In the course of the studies on the GaAs/AlGaAs heterostructures in the quantum Hall (QH) regime it has been shown that in magnetic fields H corresponding to the Hall's plateau, when the electrons are localized, the acoustoelectric effects are governed by the hf hopping conductivity. The latter is not equivalent to the dc conductivity and is a complex quantity. Both real and imaginary parts are obtained by simultaneous measurements of the attenuation and velocity change of the surface acoustic wave (SAW). This is a pioneering result that allows us to successfully promote a new scientific approach to the study of the localized states of the two-dimensional electrons in the QH-regime [1]. It should be noticed that dc-studies of these objects could not be performed at the Hall's plateau centre, the dc conductivity at the corresponding H=0.

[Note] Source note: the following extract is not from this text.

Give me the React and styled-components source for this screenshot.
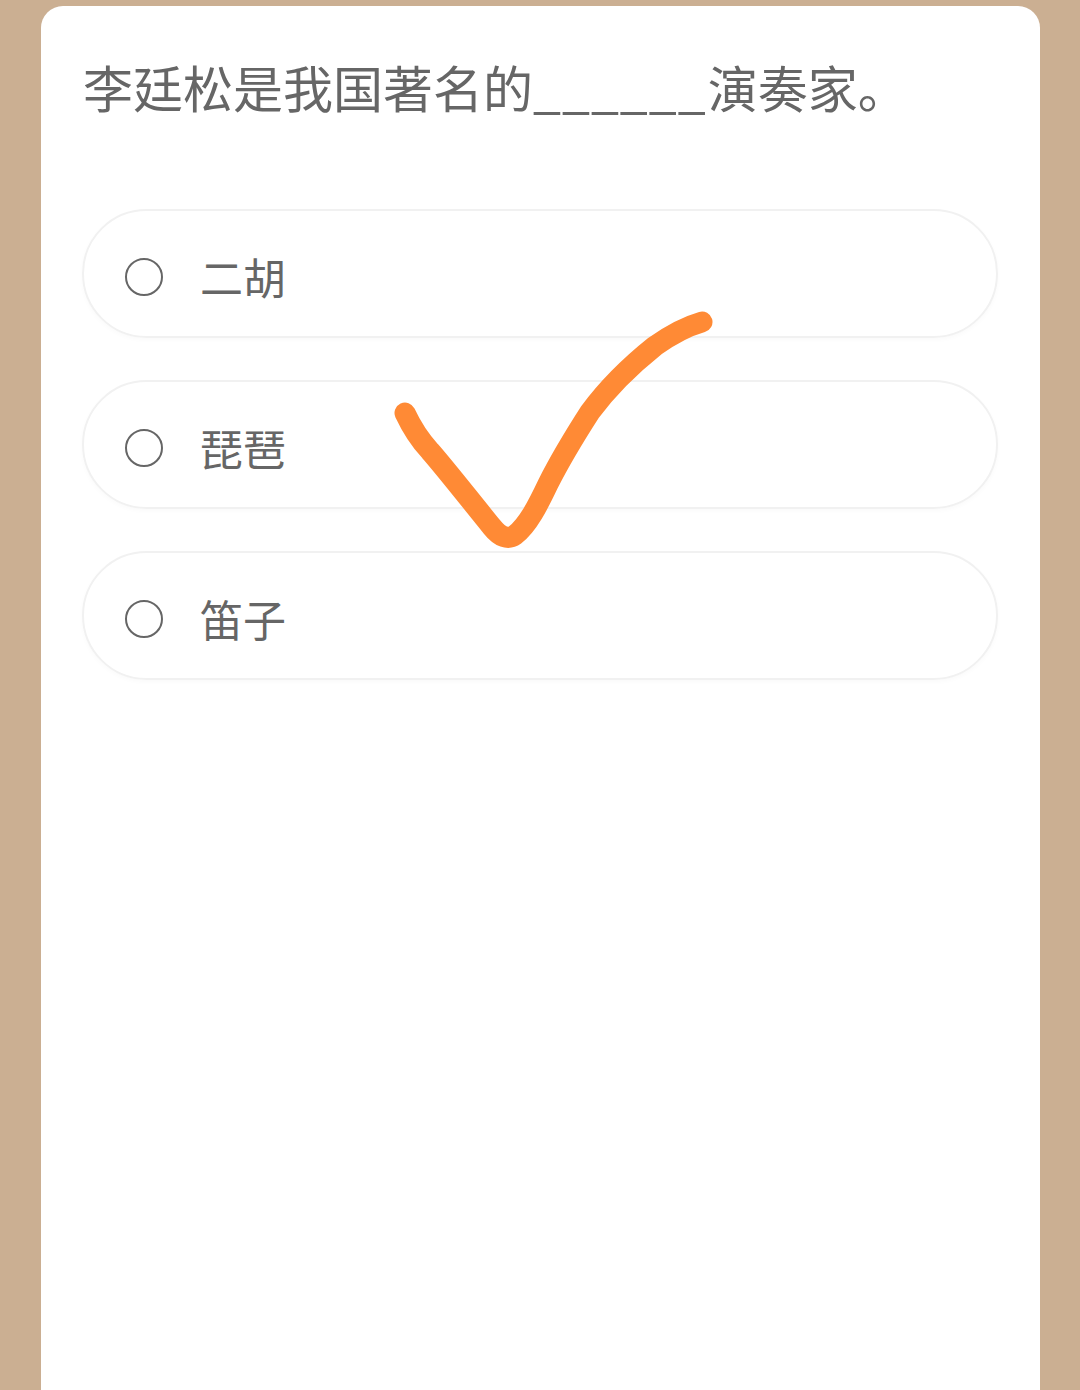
import React from "react";
import styled, { createGlobalStyle } from "styled-components";

const Global = createGlobalStyle`
  html, body { margin: 0; padding: 0; background: #cbaf92; }
  body { font-family: "Noto Sans CJK SC", "Noto Sans", sans-serif; }
`;

const Page = styled.div`
  min-height: 1390px;
  padding: 6px 40px 0 41px;
  box-sizing: border-box;
  display: flex;
`;

const Card = styled.div`
  position: relative;
  flex: 1;
  background: #ffffff;
  border-radius: 22px 22px 0 0;
  padding: 50px 42px 0 41px;
  box-sizing: border-box;
  min-height: 1384px;
`;

const Question = styled.div`
  font-size: 50px;
  line-height: 60px;
  color: #666666;
  white-space: nowrap;
  margin-left: 1px;
`;

const Blank = styled.span`
  letter-spacing: 1px;
  margin-right: 1px;
`;

const Options = styled.div`
  margin-top: 93px;
  display: flex;
  flex-direction: column;
  gap: 42px;
`;

const Option = styled.div`
  height: 129px;
  box-sizing: border-box;
  border: 2px solid #f1f1f1;
  border-radius: 65px;
  box-shadow: 0 2px 5px rgba(0, 0, 0, 0.025);
  display: flex;
  align-items: center;
  padding: 6px 0 0 41px;
  gap: 37px;
`;

const Radio = styled.span`
  width: 38px;
  height: 38px;
  box-sizing: border-box;
  border: 2.5px solid #666666;
  border-radius: 50%;
  flex: none;
`;

const Label = styled.span`
  font-size: 43px;
  color: #666666;
  line-height: 1;
`;

const Check = styled.svg`
  position: absolute;
  left: 339px;
  top: 294px;
  width: 360px;
  height: 270px;
  pointer-events: none;
`;

const options = ["二胡", "琵琶", "笛子"];

export default function App() {
  return (
    <>
      <Global />
      <Page>
        <Card>
          <Question>
            李廷松是我国著名的<Blank>______</Blank>演奏家。
          </Question>
          <Options>
            {options.map((o) => (
              <Option key={o}>
                <Radio />
                <Label>{o}</Label>
              </Option>
            ))}
          </Options>
          <Check viewBox="380 300 360 270">
            <path
              d="M405 413 C412 428 418 438 430 451 C445 468 470 500 492 527 C500 537 508 540 515 535 C528 525 538 505 548 484 C560 460 572 440 590 412 C610 385 635 362 655 346 C672 334 688 326 702 322"
              fill="none"
              stroke="#ff8a35"
              strokeWidth="21"
              strokeLinecap="round"
              strokeLinejoin="round"
            />
          </Check>
        </Card>
      </Page>
    </>
  );
}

        HF-conductivity in the modulation-Si-doped GaAs/AlGaAs heterostructures has been studied by the acoustoelectric method also. It has been shown that in the QH regime the hf hopping conductivity of the 2DEG layer is effectively shunted by that of the AlGaAs doping region. A method to separate these two contributions to the hf-conductivity in the QH regime has been put forward, and the localization length in the corresponding H evaluated.

        It has been observed that both the hf hopping conductivity and the carrier density in these samples depend on the rate of the sample cooling, illumination, and stress. An energy threshold there exists at which the frozen hf hopping photoconductivity takes place. This result is attributed to the so-called DX-centers [2].

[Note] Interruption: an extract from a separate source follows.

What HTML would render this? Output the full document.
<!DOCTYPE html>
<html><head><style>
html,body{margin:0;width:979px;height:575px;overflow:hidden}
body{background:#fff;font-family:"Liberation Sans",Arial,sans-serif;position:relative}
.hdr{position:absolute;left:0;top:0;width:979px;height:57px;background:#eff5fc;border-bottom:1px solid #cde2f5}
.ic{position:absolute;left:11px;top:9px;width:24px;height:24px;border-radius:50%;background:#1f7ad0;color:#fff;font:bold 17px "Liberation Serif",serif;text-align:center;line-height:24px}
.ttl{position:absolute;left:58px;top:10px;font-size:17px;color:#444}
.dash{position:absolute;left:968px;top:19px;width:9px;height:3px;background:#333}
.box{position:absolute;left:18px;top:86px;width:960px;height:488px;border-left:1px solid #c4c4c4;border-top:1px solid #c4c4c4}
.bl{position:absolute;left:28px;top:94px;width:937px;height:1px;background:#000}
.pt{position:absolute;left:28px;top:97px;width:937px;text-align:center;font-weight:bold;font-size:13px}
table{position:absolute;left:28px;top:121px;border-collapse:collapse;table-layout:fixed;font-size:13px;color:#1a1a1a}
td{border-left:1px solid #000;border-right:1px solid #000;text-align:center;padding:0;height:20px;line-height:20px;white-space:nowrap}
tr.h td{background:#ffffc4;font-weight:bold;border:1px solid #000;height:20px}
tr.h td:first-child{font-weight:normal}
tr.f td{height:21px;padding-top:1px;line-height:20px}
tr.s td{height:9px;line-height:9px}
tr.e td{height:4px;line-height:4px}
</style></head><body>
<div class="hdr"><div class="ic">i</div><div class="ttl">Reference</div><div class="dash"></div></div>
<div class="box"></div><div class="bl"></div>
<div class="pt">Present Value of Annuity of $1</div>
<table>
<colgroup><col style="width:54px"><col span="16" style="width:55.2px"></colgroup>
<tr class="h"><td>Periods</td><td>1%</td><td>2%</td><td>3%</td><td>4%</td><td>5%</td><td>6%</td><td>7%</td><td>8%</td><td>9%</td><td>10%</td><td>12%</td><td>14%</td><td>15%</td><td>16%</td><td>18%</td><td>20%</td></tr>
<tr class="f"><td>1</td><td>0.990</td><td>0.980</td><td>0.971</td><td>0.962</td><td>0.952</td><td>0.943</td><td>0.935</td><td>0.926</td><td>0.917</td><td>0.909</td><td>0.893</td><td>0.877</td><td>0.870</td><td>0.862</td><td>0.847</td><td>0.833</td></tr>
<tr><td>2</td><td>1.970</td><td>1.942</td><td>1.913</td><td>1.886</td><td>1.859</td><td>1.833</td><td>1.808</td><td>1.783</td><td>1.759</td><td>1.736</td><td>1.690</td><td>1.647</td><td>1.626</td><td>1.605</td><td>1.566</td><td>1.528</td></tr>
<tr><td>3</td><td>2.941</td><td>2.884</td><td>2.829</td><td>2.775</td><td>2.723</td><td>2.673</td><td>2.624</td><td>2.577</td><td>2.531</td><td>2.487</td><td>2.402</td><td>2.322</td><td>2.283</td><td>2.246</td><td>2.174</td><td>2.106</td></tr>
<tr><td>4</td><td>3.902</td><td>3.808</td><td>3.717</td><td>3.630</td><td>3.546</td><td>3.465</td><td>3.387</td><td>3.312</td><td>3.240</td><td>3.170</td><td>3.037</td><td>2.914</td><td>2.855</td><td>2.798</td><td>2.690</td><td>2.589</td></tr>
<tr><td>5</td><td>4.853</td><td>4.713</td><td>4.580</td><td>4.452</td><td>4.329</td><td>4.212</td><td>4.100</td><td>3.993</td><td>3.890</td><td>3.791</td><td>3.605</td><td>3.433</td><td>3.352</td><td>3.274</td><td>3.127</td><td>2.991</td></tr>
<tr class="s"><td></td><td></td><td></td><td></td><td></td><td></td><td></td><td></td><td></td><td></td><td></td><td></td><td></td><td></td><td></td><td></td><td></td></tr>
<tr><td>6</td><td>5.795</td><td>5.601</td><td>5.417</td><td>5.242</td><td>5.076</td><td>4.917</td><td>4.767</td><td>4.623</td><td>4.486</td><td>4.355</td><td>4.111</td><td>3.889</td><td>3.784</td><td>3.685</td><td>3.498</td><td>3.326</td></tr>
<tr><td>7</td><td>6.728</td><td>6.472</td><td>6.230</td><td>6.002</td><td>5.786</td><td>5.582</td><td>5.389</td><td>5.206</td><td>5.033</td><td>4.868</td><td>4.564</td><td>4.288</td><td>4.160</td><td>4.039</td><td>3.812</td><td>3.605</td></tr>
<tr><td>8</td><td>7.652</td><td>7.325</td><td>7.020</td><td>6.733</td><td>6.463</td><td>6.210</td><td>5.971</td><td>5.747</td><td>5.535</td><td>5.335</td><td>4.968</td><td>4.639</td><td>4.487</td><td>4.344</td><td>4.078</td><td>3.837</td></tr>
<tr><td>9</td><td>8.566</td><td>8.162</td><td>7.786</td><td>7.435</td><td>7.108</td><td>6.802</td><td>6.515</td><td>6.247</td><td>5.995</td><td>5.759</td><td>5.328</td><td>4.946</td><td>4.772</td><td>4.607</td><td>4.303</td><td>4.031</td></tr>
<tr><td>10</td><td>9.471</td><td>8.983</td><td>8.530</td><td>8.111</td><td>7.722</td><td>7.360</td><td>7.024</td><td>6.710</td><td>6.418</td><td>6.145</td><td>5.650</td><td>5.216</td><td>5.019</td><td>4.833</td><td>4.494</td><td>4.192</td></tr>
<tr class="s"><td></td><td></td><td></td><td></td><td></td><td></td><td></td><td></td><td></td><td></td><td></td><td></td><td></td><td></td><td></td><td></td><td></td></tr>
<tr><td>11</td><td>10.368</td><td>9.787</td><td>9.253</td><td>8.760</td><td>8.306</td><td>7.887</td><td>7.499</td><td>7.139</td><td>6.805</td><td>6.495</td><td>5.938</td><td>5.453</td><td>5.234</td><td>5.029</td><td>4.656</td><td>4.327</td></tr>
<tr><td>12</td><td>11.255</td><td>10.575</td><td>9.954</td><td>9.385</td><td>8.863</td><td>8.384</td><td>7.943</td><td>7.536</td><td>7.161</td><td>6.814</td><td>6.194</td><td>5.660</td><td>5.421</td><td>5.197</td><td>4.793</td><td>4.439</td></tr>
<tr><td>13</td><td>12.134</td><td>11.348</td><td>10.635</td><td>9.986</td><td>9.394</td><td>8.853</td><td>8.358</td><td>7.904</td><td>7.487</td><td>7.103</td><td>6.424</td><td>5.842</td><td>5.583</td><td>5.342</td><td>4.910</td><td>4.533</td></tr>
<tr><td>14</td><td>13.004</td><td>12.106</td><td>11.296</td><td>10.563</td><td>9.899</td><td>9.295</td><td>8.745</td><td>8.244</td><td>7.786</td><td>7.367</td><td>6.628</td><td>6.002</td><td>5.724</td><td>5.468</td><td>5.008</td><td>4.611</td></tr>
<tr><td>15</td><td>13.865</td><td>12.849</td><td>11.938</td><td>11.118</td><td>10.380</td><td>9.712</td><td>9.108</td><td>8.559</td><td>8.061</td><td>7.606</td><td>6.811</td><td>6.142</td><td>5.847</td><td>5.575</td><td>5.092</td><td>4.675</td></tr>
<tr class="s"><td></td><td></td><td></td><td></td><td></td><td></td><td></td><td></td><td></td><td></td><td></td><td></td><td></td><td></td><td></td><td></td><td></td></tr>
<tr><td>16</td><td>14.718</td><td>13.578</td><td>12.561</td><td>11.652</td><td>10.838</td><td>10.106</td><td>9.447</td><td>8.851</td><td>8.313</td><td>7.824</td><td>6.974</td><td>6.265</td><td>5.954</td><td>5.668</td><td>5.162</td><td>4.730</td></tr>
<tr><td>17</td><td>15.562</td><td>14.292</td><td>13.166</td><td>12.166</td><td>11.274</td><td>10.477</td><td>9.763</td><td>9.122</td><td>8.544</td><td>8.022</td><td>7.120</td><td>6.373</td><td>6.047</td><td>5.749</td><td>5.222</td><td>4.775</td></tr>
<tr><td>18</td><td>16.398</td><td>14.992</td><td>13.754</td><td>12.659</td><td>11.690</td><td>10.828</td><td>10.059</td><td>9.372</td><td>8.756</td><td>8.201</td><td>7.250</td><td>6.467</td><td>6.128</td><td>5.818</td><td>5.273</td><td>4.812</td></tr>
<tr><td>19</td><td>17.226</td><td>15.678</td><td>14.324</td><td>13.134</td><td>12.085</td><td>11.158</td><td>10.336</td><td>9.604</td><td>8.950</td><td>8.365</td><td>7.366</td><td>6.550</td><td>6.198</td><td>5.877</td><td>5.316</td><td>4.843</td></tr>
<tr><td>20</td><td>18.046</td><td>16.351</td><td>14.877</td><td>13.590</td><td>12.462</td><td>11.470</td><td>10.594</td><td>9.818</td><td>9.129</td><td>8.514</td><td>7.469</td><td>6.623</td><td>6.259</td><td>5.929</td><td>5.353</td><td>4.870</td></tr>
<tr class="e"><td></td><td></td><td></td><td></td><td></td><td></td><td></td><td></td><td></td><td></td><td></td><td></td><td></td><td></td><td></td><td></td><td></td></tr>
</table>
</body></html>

        For the first time, this contactless acoustic method was applied for the monitoring of the Si/SiGe heterostructures in the IQHE regime. The absorption and velocity shift of the SAW have been measured in the IQHE regime.

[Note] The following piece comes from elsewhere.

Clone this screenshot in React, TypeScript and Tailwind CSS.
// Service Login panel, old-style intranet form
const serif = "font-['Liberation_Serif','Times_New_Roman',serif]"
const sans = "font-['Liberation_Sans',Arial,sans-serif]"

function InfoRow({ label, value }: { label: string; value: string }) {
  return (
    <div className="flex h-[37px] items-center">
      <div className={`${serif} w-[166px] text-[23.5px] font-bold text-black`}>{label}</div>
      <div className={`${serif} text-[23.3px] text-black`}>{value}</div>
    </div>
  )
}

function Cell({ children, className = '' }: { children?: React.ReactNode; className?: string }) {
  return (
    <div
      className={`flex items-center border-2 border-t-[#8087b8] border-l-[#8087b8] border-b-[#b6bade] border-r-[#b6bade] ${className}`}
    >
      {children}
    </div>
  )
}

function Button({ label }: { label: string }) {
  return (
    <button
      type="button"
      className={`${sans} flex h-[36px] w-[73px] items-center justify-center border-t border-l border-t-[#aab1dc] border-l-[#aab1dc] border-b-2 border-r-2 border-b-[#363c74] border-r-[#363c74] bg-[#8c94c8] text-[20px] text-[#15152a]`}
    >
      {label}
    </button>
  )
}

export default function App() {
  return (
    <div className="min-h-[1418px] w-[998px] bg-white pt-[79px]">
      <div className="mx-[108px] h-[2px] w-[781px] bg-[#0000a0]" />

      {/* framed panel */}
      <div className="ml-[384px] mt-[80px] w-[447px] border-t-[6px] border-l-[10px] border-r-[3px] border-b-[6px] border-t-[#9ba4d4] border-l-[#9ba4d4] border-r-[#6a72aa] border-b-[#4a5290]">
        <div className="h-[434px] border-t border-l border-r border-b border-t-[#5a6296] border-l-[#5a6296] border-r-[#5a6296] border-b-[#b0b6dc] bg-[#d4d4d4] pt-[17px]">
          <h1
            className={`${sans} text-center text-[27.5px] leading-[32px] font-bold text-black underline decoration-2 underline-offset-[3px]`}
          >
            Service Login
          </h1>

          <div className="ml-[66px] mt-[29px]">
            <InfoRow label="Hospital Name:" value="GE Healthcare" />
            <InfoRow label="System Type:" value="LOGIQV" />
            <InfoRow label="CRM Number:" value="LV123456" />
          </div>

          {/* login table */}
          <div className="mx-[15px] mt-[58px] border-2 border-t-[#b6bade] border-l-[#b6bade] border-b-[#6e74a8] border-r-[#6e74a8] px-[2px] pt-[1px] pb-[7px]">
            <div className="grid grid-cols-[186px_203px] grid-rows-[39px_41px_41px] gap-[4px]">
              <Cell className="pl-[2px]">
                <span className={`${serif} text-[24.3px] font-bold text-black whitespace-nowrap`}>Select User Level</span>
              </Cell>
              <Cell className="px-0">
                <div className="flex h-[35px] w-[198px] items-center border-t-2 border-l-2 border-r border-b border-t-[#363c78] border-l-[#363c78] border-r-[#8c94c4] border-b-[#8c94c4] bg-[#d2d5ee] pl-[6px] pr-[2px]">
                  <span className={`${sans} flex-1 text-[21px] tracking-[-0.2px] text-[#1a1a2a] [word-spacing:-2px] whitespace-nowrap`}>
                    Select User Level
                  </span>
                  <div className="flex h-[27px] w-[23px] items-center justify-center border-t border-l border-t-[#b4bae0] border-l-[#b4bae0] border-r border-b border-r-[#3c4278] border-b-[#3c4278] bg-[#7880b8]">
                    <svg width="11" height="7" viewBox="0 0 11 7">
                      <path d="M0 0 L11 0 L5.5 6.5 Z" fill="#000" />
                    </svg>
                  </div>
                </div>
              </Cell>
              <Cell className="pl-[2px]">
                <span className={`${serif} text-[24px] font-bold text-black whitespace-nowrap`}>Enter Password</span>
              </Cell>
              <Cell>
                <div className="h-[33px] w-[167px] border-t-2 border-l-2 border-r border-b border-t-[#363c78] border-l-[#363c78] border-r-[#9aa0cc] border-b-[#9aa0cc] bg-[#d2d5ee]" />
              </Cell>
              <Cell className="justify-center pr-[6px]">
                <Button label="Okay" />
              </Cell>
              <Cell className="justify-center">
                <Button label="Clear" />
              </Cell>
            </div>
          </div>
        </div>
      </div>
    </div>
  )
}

   Since neither Ge, nor Si are piezoelectrics, the only way to measure the acoustoelectric effects in the systems is a hybrid method when a SAW propagates along a surface of a piezoelectric, while the sample is placed on its surface. In this case only the electric field of the SAW penetrates into the Si/SiGe sample.

     Dense arrays of Ge quantum dots in Si host were studied using the acoustical method. The measured temperature dependencies of the DC conductance of the same samples evidence the variable range hopping (VRH) in the Coulomb gap regime.

   Quantum oscillations of SAW attenuation and velocity in the GaAs/AlGaAs heterostructures in the case of spin-splitted Landau bands have been observed and investigated. It allowed one to obtain the electronic g-factor value for the 2DEG, which appeared to be near an order higher than the g-factor for the bulk GaAs [3, 4].

       All the results cited above confirm the ability of the team to perform acoustoelectric measurements in the nanosystems of different type.

        Experimental Technique in Use: He³ low temperature setup T=0.3-4.2K, magnetic fields up to 7T. Operating frequencies f=30-300MHz.